What is expected: Return the listing below exactly, with the pictures dropped.

Recorded data:
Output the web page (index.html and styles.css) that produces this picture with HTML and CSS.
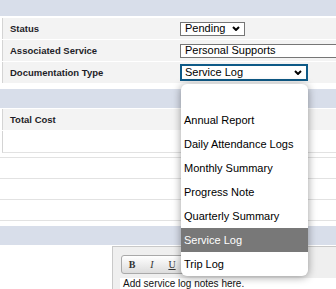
FILE: index.html
```html
<!DOCTYPE html>
<html>
<head>
<meta charset="utf-8">
<link rel="stylesheet" href="styles.css">
</head>
<body>
<div class="page">
  <div class="band band-top"></div>
  <div class="rows">
    <div class="row">
      <div class="label">Status</div>
      <div class="value">
        <div class="sel sel-status"><span>Pending</span>
          <svg class="chev" width="8" height="5" viewBox="0 0 8 5"><polyline points="1,1 4,4 7,1" fill="none" stroke="#000" stroke-width="2"/></svg>
        </div>
      </div>
    </div>
    <div class="row">
      <div class="label">Associated Service</div>
      <div class="value">
        <div class="sel sel-service"><span>Personal Supports</span></div>
      </div>
    </div>
    <div class="row">
      <div class="label">Documentation Type</div>
      <div class="value">
        <div class="sel sel-doc"><span>Service Log</span>
          <svg class="chev" width="8" height="5" viewBox="0 0 8 5"><polyline points="1,1 4,4 7,1" fill="none" stroke="#000" stroke-width="2"/></svg>
        </div>
      </div>
    </div>
  </div>

  <div class="band band-2"></div>
  <div class="cost">
    <div class="row cost-head"><div class="label">Total Cost</div></div>
    <div class="cost-val"></div>
  </div>

  <div class="lines">
    <div class="line-row"></div>
    <div class="line-row"></div>
    <div class="line-row"></div>
  </div>

  <div class="band band-3"></div>

  <div class="editor">
    <div class="toolbar">
      <span class="tb tb-b">B</span>
      <span class="tb tb-i">I</span>
      <span class="tb tb-u">U</span>
      <span class="tb"></span>
    </div>
    <div class="textarea">Add service log notes here.</div>
  </div>
</div>

<ul class="dropdown">
  <li></li>
  <li>Annual Report</li>
  <li>Daily Attendance Logs</li>
  <li>Monthly Summary</li>
  <li>Progress Note</li>
  <li>Quarterly Summary</li>
  <li class="active">Service Log</li>
  <li>Trip Log</li>
</ul>
</body>
</html>
```

FILE: styles.css
```css
* { box-sizing: border-box; margin: 0; padding: 0; }
html, body { width: 336px; height: 289px; overflow: hidden; }
body {
  margin: 0;
  background: #fff;
  font-family: "Liberation Sans", Arial, sans-serif;
  position: relative;
}
.page { display: flex; flex-direction: column; width: 600px; }

.band { background: #d8deea; height: 19px; }
.band-top { height: 16px; }
.band-2 { margin-top: 6px; }
.band-3 { margin-top: 5px; }

.rows { margin-top: 2px; display: flex; flex-direction: column; gap: 1px; }
.row {
  height: 21px;
  margin-left: 2px;
  border-left: 1px solid #d4d4d4;
  background: #f3f3f3;
  display: flex;
  align-items: center;
}
.label {
  width: 177px;
  padding-left: 7px;
  font-size: 9.5px;
  font-weight: bold;
  color: #1e1e28;
}
.value { display: flex; align-items: center; }

.sel {
  height: 14px;
  border: 1px solid #767676;
  background: #fff;
  font-size: 11px;
  color: #000;
  display: flex;
  align-items: center;
  justify-content: space-between;
  padding: 0 4px 0 4px;
  line-height: 1;
}
.sel-status { width: 65px; }
.sel-service { width: 300px; }
.sel-doc {
  width: 128px;
  height: 17px;
  border: 2px solid #0e5a87;
  padding-left: 3px;
}
.chev { display: block; }

.cost { margin-top: 1px; display: flex; flex-direction: column; gap: 1px; }
.cost-head { height: 21px; }
.cost-val {
  height: 22px;
  margin-left: 2px;
  border-left: 1px solid #d4d4d4;
  border-bottom: 1px solid #e2e2e2;
}

.lines { margin-top: 4px; border-top: 1px solid #e2e2e2; }
.line-row { height: 21px; border-bottom: 1px solid #e2e2e2; }

.editor {
  margin-top: 1px;
  margin-left: 112px;
  height: 60px;
  border: 1px solid #c9c9c9;
  background: #efefef;
  padding: 8px 0 0 8px;
}
.toolbar {
  display: flex;
  height: 19px;
  width: 100px;
  border: 1px solid #a9a9a9;
  border-radius: 3px;
  background: linear-gradient(#ffffff, #dcdcdc);
}
.tb {
  width: 20px;
  height: 17px;
  display: flex;
  align-items: center;
  justify-content: center;
  font-family: "Liberation Serif", "Times New Roman", serif;
  font-size: 10px;
  color: #333;
}
.tb-b { font-weight: bold; }
.tb-i { font-style: italic; }
.tb-u { text-decoration: underline; }
.textarea {
  margin-top: 4px;
  margin-left: -1px;
  height: 30px;
  background: #fff;
  padding: 0 3px;
  font-size: 10px;
  color: #111;
  line-height: 12px;
}

.dropdown {
  position: absolute;
  left: 181px;
  top: 84px;
  width: 127px;
  list-style: none;
  background: #fff;
  border-radius: 6px;
  box-shadow: 0 1px 9px rgba(0,0,0,0.4);
  overflow: hidden;
}
.dropdown li {
  height: 24px;
  line-height: 24px;
  padding-left: 3px;
  font-size: 11px;
  color: #000;
  white-space: nowrap;
}
.dropdown li.active { background: #787878; color: #fff; }
```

Answer in full:
Output the web page (index.html and styles.css) that produces this picture with HTML and CSS.
FILE: index.html
```html
<!DOCTYPE html>
<html>
<head>
<meta charset="utf-8">
<link rel="stylesheet" href="styles.css">
</head>
<body>
<div class="page">
  <div class="band band-top"></div>
  <div class="rows">
    <div class="row">
      <div class="label">Status</div>
      <div class="value">
        <div class="sel sel-status"><span>Pending</span>
          <svg class="chev" width="8" height="5" viewBox="0 0 8 5"><polyline points="1,1 4,4 7,1" fill="none" stroke="#000" stroke-width="2"/></svg>
        </div>
      </div>
    </div>
    <div class="row">
      <div class="label">Associated Service</div>
      <div class="value">
        <div class="sel sel-service"><span>Personal Supports</span></div>
      </div>
    </div>
    <div class="row">
      <div class="label">Documentation Type</div>
      <div class="value">
        <div class="sel sel-doc"><span>Service Log</span>
          <svg class="chev" width="8" height="5" viewBox="0 0 8 5"><polyline points="1,1 4,4 7,1" fill="none" stroke="#000" stroke-width="2"/></svg>
        </div>
      </div>
    </div>
  </div>

  <div class="band band-2"></div>
  <div class="cost">
    <div class="row cost-head"><div class="label">Total Cost</div></div>
    <div class="cost-val"></div>
  </div>

  <div class="lines">
    <div class="line-row"></div>
    <div class="line-row"></div>
    <div class="line-row"></div>
  </div>

  <div class="band band-3"></div>

  <div class="editor">
    <div class="toolbar">
      <span class="tb tb-b">B</span>
      <span class="tb tb-i">I</span>
      <span class="tb tb-u">U</span>
      <span class="tb"></span>
    </div>
    <div class="textarea">Add service log notes here.</div>
  </div>
</div>

<ul class="dropdown">
  <li></li>
  <li>Annual Report</li>
  <li>Daily Attendance Logs</li>
  <li>Monthly Summary</li>
  <li>Progress Note</li>
  <li>Quarterly Summary</li>
  <li class="active">Service Log</li>
  <li>Trip Log</li>
</ul>
</body>
</html>
```

FILE: styles.css
```css
* { box-sizing: border-box; margin: 0; padding: 0; }
html, body { width: 336px; height: 289px; overflow: hidden; }
body {
  margin: 0;
  background: #fff;
  font-family: "Liberation Sans", Arial, sans-serif;
  position: relative;
}
.page { display: flex; flex-direction: column; width: 600px; }

.band { background: #d8deea; height: 19px; }
.band-top { height: 16px; }
.band-2 { margin-top: 6px; }
.band-3 { margin-top: 5px; }

.rows { margin-top: 2px; display: flex; flex-direction: column; gap: 1px; }
.row {
  height: 21px;
  margin-left: 2px;
  border-left: 1px solid #d4d4d4;
  background: #f3f3f3;
  display: flex;
  align-items: center;
}
.label {
  width: 177px;
  padding-left: 7px;
  font-size: 9.5px;
  font-weight: bold;
  color: #1e1e28;
}
.value { display: flex; align-items: center; }

.sel {
  height: 14px;
  border: 1px solid #767676;
  background: #fff;
  font-size: 11px;
  color: #000;
  display: flex;
  align-items: center;
  justify-content: space-between;
  padding: 0 4px 0 4px;
  line-height: 1;
}
.sel-status { width: 65px; }
.sel-service { width: 300px; }
.sel-doc {
  width: 128px;
  height: 17px;
  border: 2px solid #0e5a87;
  padding-left: 3px;
}
.chev { display: block; }

.cost { margin-top: 1px; display: flex; flex-direction: column; gap: 1px; }
.cost-head { height: 21px; }
.cost-val {
  height: 22px;
  margin-left: 2px;
  border-left: 1px solid #d4d4d4;
  border-bottom: 1px solid #e2e2e2;
}

.lines { margin-top: 4px; border-top: 1px solid #e2e2e2; }
.line-row { height: 21px; border-bottom: 1px solid #e2e2e2; }

.editor {
  margin-top: 1px;
  margin-left: 112px;
  height: 60px;
  border: 1px solid #c9c9c9;
  background: #efefef;
  padding: 8px 0 0 8px;
}
.toolbar {
  display: flex;
  height: 19px;
  width: 100px;
  border: 1px solid #a9a9a9;
  border-radius: 3px;
  background: linear-gradient(#ffffff, #dcdcdc);
}
.tb {
  width: 20px;
  height: 17px;
  display: flex;
  align-items: center;
  justify-content: center;
  font-family: "Liberation Serif", "Times New Roman", serif;
  font-size: 10px;
  color: #333;
}
.tb-b { font-weight: bold; }
.tb-i { font-style: italic; }
.tb-u { text-decoration: underline; }
.textarea {
  margin-top: 4px;
  margin-left: -1px;
  height: 30px;
  background: #fff;
  padding: 0 3px;
  font-size: 10px;
  color: #111;
  line-height: 12px;
}

.dropdown {
  position: absolute;
  left: 181px;
  top: 84px;
  width: 127px;
  list-style: none;
  background: #fff;
  border-radius: 6px;
  box-shadow: 0 1px 9px rgba(0,0,0,0.4);
  overflow: hidden;
}
.dropdown li {
  height: 24px;
  line-height: 24px;
  padding-left: 3px;
  font-size: 11px;
  color: #000;
  white-space: nowrap;
}
.dropdown li.active { background: #787878; color: #fff; }
```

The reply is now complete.